▸ **WHAT TO PRODUCE**: How many lines of the records hold the string "this"? Reply with the number alone.

▸ **DATA SHOWN**:
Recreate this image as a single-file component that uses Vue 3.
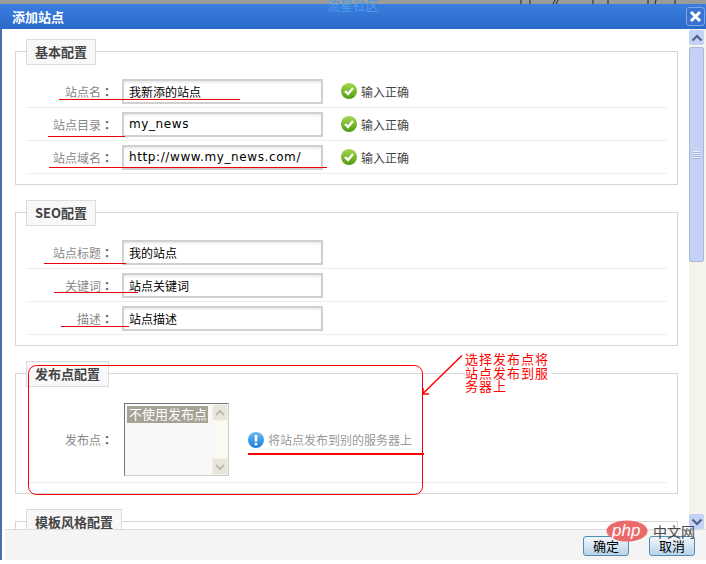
==
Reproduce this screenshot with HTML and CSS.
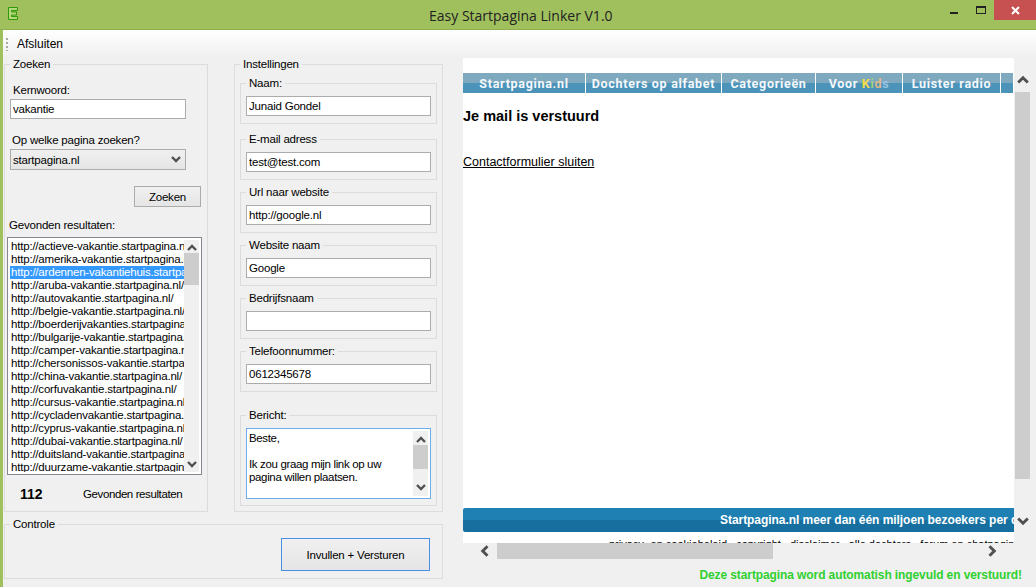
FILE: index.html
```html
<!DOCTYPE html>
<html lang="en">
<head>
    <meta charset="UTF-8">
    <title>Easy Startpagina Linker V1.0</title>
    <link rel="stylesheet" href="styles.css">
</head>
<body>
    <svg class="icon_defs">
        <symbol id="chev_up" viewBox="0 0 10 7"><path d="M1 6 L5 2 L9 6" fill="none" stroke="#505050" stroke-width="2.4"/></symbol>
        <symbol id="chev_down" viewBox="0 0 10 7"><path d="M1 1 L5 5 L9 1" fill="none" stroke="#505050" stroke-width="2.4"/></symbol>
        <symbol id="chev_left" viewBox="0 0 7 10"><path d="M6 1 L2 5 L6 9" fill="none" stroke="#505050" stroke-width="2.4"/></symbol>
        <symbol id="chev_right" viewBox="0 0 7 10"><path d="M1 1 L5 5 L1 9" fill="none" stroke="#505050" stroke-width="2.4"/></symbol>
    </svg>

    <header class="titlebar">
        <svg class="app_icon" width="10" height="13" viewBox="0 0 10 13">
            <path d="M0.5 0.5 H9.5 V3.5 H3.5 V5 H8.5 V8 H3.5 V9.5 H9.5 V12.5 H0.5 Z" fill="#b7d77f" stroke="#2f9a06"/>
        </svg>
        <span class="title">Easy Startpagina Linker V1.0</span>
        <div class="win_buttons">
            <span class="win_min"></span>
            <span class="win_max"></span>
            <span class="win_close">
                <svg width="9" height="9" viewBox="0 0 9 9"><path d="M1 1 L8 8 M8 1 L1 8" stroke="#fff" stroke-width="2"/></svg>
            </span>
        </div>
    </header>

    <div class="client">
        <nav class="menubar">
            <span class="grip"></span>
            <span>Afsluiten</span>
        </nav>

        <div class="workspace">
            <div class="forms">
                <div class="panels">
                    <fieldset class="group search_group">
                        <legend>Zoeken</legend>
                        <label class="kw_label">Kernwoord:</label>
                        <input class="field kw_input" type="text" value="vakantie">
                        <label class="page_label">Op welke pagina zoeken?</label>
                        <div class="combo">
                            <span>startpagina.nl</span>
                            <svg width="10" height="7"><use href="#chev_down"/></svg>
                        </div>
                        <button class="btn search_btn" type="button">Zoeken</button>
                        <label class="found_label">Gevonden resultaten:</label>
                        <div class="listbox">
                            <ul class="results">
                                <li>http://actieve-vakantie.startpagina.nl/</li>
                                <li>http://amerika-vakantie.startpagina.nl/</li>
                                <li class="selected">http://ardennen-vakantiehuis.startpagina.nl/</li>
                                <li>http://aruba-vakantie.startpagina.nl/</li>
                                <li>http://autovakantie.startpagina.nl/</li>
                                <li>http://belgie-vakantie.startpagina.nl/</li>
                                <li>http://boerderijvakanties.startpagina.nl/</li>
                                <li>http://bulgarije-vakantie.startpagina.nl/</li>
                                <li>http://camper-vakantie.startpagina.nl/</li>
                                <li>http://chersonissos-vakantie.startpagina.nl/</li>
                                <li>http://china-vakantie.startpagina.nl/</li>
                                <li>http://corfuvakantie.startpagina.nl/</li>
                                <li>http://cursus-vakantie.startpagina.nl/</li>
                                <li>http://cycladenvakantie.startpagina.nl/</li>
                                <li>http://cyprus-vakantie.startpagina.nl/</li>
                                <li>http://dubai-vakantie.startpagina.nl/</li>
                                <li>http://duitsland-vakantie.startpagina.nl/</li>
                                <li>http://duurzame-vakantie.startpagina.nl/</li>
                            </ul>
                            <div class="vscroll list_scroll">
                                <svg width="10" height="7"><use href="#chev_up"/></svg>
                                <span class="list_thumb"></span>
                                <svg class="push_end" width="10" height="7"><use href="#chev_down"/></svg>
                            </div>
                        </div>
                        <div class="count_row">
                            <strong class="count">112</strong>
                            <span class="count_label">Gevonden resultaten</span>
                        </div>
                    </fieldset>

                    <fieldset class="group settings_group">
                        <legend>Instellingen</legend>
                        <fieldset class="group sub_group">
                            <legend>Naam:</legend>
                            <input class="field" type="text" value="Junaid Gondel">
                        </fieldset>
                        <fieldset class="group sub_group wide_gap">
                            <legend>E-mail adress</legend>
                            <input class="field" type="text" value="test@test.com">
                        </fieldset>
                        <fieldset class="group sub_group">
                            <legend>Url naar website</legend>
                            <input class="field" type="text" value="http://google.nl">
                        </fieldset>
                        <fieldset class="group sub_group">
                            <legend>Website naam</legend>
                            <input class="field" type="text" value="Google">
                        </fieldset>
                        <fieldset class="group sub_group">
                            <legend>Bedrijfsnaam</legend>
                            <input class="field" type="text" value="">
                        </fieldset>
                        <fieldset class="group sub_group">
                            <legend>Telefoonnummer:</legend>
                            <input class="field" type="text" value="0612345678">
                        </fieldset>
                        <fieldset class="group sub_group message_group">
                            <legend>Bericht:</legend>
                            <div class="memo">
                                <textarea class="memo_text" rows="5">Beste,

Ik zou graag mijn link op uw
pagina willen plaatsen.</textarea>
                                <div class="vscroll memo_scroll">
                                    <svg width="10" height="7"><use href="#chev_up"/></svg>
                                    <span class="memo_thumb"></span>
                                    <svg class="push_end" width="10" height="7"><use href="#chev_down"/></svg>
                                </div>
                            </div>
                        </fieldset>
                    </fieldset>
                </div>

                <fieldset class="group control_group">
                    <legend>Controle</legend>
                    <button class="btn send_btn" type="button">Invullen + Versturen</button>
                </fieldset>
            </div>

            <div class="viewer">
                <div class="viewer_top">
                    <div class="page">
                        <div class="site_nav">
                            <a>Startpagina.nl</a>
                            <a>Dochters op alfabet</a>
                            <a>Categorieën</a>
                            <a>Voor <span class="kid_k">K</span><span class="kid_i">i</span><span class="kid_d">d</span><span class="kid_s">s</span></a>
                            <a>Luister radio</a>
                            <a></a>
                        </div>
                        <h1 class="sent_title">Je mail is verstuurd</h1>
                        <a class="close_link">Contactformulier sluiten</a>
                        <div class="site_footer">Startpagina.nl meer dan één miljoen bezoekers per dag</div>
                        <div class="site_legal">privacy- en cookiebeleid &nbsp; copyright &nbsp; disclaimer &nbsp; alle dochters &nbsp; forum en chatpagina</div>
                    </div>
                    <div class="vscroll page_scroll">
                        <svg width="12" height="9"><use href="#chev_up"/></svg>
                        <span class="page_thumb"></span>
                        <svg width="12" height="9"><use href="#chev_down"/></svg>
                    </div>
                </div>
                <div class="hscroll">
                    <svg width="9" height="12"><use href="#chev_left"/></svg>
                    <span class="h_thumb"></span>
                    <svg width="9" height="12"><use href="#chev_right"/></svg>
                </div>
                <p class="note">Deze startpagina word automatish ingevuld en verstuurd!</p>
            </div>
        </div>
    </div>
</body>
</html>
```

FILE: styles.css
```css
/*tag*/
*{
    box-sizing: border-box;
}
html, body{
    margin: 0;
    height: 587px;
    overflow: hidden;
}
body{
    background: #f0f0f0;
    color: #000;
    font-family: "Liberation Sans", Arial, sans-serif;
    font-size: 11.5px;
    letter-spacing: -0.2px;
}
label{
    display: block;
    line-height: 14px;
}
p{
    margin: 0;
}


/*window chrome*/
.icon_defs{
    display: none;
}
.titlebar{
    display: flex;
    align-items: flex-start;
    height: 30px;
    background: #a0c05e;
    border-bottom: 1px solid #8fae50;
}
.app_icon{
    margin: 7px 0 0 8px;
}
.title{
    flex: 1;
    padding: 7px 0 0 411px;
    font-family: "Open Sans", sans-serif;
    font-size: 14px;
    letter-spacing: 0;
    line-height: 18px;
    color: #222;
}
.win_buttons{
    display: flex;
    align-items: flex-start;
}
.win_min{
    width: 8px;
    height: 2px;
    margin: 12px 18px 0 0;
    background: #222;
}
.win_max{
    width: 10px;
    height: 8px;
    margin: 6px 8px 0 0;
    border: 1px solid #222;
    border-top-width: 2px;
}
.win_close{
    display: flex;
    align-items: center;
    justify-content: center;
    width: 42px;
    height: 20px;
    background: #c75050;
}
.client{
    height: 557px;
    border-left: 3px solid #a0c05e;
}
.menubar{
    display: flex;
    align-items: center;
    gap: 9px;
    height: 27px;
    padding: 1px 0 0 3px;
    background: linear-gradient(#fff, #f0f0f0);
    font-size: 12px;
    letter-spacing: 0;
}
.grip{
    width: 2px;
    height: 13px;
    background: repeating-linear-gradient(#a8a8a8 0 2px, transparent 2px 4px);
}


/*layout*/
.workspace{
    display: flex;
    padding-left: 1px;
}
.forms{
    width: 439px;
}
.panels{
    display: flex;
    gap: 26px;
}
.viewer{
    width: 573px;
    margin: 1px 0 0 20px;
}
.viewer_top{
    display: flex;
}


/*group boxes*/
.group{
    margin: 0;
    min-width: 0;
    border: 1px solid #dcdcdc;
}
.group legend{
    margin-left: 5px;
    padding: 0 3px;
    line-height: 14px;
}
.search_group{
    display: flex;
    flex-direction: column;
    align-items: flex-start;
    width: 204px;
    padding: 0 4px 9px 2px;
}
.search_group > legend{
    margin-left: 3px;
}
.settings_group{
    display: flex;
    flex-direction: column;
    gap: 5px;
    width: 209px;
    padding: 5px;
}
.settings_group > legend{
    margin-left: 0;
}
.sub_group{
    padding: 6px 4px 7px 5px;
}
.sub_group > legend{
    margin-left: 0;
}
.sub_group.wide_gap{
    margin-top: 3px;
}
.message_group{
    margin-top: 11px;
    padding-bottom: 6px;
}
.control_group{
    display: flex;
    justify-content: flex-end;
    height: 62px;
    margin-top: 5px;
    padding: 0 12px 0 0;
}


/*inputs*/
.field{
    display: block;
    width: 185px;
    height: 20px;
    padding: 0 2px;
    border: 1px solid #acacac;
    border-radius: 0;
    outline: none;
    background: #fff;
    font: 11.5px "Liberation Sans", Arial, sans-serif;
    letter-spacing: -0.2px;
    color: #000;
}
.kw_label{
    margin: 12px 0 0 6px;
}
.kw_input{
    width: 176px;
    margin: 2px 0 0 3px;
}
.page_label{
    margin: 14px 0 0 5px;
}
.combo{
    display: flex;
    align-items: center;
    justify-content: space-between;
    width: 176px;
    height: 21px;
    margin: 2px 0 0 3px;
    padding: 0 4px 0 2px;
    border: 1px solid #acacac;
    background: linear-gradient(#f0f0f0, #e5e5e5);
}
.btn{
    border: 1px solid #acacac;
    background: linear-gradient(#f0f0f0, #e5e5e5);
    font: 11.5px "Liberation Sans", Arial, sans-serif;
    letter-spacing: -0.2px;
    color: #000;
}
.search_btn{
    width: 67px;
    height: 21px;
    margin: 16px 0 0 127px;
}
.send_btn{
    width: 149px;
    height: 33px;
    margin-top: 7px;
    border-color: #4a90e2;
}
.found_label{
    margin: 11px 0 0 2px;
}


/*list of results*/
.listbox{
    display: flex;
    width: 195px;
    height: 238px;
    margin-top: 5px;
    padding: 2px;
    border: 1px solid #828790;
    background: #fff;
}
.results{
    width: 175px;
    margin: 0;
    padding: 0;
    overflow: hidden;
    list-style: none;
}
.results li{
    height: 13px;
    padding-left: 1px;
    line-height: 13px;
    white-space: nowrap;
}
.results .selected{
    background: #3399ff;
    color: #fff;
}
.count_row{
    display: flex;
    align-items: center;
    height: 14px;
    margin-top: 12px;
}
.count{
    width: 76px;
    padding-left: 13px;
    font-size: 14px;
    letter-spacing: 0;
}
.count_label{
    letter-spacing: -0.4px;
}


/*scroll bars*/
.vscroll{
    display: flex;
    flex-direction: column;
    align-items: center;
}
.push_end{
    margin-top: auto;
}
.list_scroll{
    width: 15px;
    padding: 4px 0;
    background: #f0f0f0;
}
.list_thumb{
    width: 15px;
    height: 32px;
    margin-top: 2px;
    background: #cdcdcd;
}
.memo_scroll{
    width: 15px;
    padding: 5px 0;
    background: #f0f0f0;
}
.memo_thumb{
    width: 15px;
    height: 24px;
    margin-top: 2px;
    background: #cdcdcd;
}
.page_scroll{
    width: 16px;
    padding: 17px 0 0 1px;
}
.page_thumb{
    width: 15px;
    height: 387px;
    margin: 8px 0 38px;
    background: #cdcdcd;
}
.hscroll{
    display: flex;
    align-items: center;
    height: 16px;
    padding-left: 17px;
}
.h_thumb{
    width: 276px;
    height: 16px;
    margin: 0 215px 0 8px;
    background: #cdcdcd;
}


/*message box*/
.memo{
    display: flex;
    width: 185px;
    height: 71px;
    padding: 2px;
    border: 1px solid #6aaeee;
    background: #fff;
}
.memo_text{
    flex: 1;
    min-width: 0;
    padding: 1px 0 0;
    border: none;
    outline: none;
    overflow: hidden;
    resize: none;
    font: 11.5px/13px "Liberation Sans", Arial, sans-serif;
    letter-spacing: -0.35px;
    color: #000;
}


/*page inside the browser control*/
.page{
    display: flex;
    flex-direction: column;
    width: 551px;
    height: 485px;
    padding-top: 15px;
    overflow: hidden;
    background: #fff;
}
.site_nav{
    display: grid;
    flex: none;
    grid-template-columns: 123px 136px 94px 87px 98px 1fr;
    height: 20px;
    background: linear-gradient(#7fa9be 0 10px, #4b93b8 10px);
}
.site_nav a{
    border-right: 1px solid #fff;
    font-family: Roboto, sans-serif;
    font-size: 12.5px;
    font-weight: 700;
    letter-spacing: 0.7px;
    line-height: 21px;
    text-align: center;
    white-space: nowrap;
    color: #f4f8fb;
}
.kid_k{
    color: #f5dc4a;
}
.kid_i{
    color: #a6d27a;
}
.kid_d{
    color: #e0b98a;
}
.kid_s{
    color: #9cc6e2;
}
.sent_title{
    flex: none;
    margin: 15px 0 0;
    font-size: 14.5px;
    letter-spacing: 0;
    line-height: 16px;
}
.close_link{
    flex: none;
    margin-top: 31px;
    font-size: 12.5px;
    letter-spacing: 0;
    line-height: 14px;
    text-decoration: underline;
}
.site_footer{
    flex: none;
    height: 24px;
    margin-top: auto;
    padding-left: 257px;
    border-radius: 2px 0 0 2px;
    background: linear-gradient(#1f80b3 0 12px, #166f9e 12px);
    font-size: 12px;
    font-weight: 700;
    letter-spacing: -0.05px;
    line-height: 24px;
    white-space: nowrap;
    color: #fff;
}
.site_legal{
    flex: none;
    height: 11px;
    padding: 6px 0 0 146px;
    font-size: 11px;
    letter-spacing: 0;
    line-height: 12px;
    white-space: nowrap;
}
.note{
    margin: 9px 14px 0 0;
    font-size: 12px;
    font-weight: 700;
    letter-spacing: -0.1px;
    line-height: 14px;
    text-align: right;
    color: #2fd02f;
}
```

▸ **SOLVED EXERCISE**: 2